STATED PROBLEM:
Omit every picture and output the rest of the records exactly as they are.

-- start INFORMATION GIVEN --

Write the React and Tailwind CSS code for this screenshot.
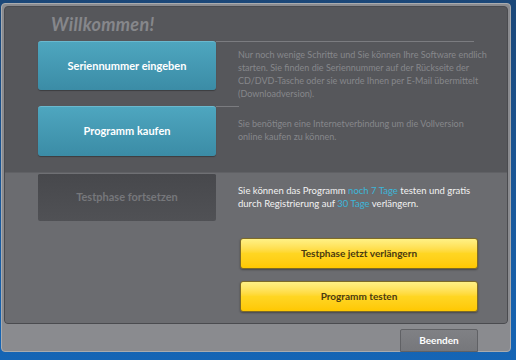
export default function App() {
  const font = { fontFamily: 'Lato, "Noto Sans", sans-serif' };
  return (
    <div
      className="w-[516px] h-[360px] bg-gradient-to-b from-[#1b4778] to-[#1565b5] pt-[3px] pr-[5px] pb-[8px] pl-[1px] flex overflow-hidden"
      style={font}
    >
      <div className="flex-1 flex flex-col bg-[#8a8b8f] border border-[#a9abae] rounded-[4px] p-[2px] pb-0">
        {/* main panel */}
        <div className="h-[318px] bg-[#56575b] rounded-[4px] border border-[#4a4b4f] flex flex-col overflow-hidden">
          <div className="h-[34px] pl-[46px] pt-[6px]">
            <h1 className="text-[18px] font-bold italic text-[#86878b] leading-[22px] tracking-[0.3px]">Willkommen!</h1>
          </div>

          {/* row 1 */}
          <div className="flex h-[65px]">
            <button className="ml-[33px] w-[178px] h-[49px] rounded-[3px] bg-gradient-to-b from-[#4ea6bf] to-[#3b8ca6] border-t border-[#6ab9cf] text-white text-[11px] font-bold shadow-[0_1px_1px_rgba(0,0,0,0.3)]">
              Seriennummer eingeben
            </button>
            <div className="flex-1 flex flex-col">
              <div className="h-px bg-[#7b7c80] w-[258px]" />
              <p className="ml-[22px] mt-[6px] w-[262px] text-[9px] leading-[13px] text-[#86878b]">
                Nur noch wenige Schritte und Sie können Ihre Software endlich starten. Sie finden die Seriennummer auf der Rückseite der CD/DVD-Tasche oder sie wurde Ihnen per E-Mail übermittelt (Downloadversion).
              </p>
            </div>
          </div>

          {/* row 2 */}
          <div className="flex h-[66px]">
            <button className="ml-[33px] w-[178px] h-[50px] rounded-[3px] bg-gradient-to-b from-[#4ea6bf] to-[#3b8ca6] border-t border-[#6ab9cf] text-white text-[11px] font-bold shadow-[0_1px_1px_rgba(0,0,0,0.3)]">
              Programm kaufen
            </button>
            <div className="flex-1 flex flex-col">
              <div className="h-px bg-[#7b7c80] w-[23px]" />
              <p className="ml-[22px] mt-[10px] w-[240px] text-[9px] leading-[13px] text-[#86878b]">
                Sie benötigen eine Internetverbindung um die Vollversion online kaufen zu können.
              </p>
            </div>
          </div>

          {/* lower section */}
          <div className="flex-1 bg-[#6b6c70] border-t border-[#606165] flex flex-col">
            <div className="flex">
              <button className="ml-[33px] w-[178px] h-[48px] rounded-[2px] bg-gradient-to-b from-[#47484c] to-[#505155] border-t border-[#6f7074] text-[#76777b] text-[11px] font-bold">
                Testphase fortsetzen
              </button>
              <p className="ml-[22px] mt-[11px] w-[250px] text-[9.5px] leading-[13px] text-[#f2f2f2]">
                Sie können das Programm <span className="text-[#3cb6d9]">noch 7 Tage</span> testen und gratis durch Registrierung auf <span className="text-[#3cb6d9]">30 Tage</span> verlängern.
              </p>
            </div>
            <div className="flex flex-col gap-[12px] ml-[235px] mt-[17px] w-[238px]">
              <button className="h-[31px] rounded-[3px] bg-gradient-to-b from-[#fff185] via-[#ffd622] to-[#ffc800] border border-[#7d6a28] text-[#4a3a12] text-[10px] font-bold shadow-[0_1px_2px_rgba(0,0,0,0.35)]">
                Testphase jetzt verlängern
              </button>
              <button className="h-[31px] rounded-[3px] bg-gradient-to-b from-[#fff185] via-[#ffd622] to-[#ffc800] border border-[#7d6a28] text-[#4a3a12] text-[10px] font-bold shadow-[0_1px_2px_rgba(0,0,0,0.35)]">
                Programm testen
              </button>
            </div>
          </div>
        </div>

        {/* bottom bar */}
        <div className="flex-1 flex justify-end items-end pr-[30px]">
          <button className="w-[78px] h-[23px] mb-[-1px] rounded-t-[2px] bg-gradient-to-b from-[#808185] to-[#76777b] border border-[#606165] text-white text-[10px] font-bold">
            Beenden
          </button>
        </div>
      </div>
    </div>
  );
}
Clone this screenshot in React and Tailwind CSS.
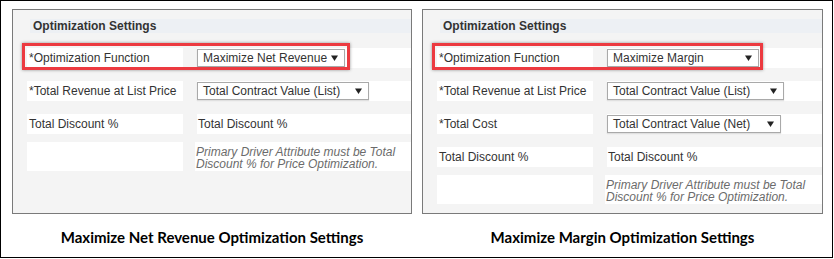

-- end INFORMATION GIVEN --

RESULT OF THE TASK:
Write the React and Tailwind CSS code for this screenshot.
export default function App() {
  const font = { fontFamily: 'Lato, "Noto Sans", sans-serif' };
  return (
    <div
      className="w-[516px] h-[360px] bg-gradient-to-b from-[#1b4778] to-[#1565b5] pt-[3px] pr-[5px] pb-[8px] pl-[1px] flex overflow-hidden"
      style={font}
    >
      <div className="flex-1 flex flex-col bg-[#8a8b8f] border border-[#a9abae] rounded-[4px] p-[2px] pb-0">
        {/* main panel */}
        <div className="h-[318px] bg-[#56575b] rounded-[4px] border border-[#4a4b4f] flex flex-col overflow-hidden">
          <div className="h-[34px] pl-[46px] pt-[6px]">
            <h1 className="text-[18px] font-bold italic text-[#86878b] leading-[22px] tracking-[0.3px]">Willkommen!</h1>
          </div>

          {/* row 1 */}
          <div className="flex h-[65px]">
            <button className="ml-[33px] w-[178px] h-[49px] rounded-[3px] bg-gradient-to-b from-[#4ea6bf] to-[#3b8ca6] border-t border-[#6ab9cf] text-white text-[11px] font-bold shadow-[0_1px_1px_rgba(0,0,0,0.3)]">
              Seriennummer eingeben
            </button>
            <div className="flex-1 flex flex-col">
              <div className="h-px bg-[#7b7c80] w-[258px]" />
              <p className="ml-[22px] mt-[6px] w-[262px] text-[9px] leading-[13px] text-[#86878b]">
                Nur noch wenige Schritte und Sie können Ihre Software endlich starten. Sie finden die Seriennummer auf der Rückseite der CD/DVD-Tasche oder sie wurde Ihnen per E-Mail übermittelt (Downloadversion).
              </p>
            </div>
          </div>

          {/* row 2 */}
          <div className="flex h-[66px]">
            <button className="ml-[33px] w-[178px] h-[50px] rounded-[3px] bg-gradient-to-b from-[#4ea6bf] to-[#3b8ca6] border-t border-[#6ab9cf] text-white text-[11px] font-bold shadow-[0_1px_1px_rgba(0,0,0,0.3)]">
              Programm kaufen
            </button>
            <div className="flex-1 flex flex-col">
              <div className="h-px bg-[#7b7c80] w-[23px]" />
              <p className="ml-[22px] mt-[10px] w-[240px] text-[9px] leading-[13px] text-[#86878b]">
                Sie benötigen eine Internetverbindung um die Vollversion online kaufen zu können.
              </p>
            </div>
          </div>

          {/* lower section */}
          <div className="flex-1 bg-[#6b6c70] border-t border-[#606165] flex flex-col">
            <div className="flex">
              <button className="ml-[33px] w-[178px] h-[48px] rounded-[2px] bg-gradient-to-b from-[#47484c] to-[#505155] border-t border-[#6f7074] text-[#76777b] text-[11px] font-bold">
                Testphase fortsetzen
              </button>
              <p className="ml-[22px] mt-[11px] w-[250px] text-[9.5px] leading-[13px] text-[#f2f2f2]">
                Sie können das Programm <span className="text-[#3cb6d9]">noch 7 Tage</span> testen und gratis durch Registrierung auf <span className="text-[#3cb6d9]">30 Tage</span> verlängern.
              </p>
            </div>
            <div className="flex flex-col gap-[12px] ml-[235px] mt-[17px] w-[238px]">
              <button className="h-[31px] rounded-[3px] bg-gradient-to-b from-[#fff185] via-[#ffd622] to-[#ffc800] border border-[#7d6a28] text-[#4a3a12] text-[10px] font-bold shadow-[0_1px_2px_rgba(0,0,0,0.35)]">
                Testphase jetzt verlängern
              </button>
              <button className="h-[31px] rounded-[3px] bg-gradient-to-b from-[#fff185] via-[#ffd622] to-[#ffc800] border border-[#7d6a28] text-[#4a3a12] text-[10px] font-bold shadow-[0_1px_2px_rgba(0,0,0,0.35)]">
                Programm testen
              </button>
            </div>
          </div>
        </div>

        {/* bottom bar */}
        <div className="flex-1 flex justify-end items-end pr-[30px]">
          <button className="w-[78px] h-[23px] mb-[-1px] rounded-t-[2px] bg-gradient-to-b from-[#808185] to-[#76777b] border border-[#606165] text-white text-[10px] font-bold">
            Beenden
          </button>
        </div>
      </div>
    </div>
  );
}
Clone this screenshot in React and Tailwind CSS.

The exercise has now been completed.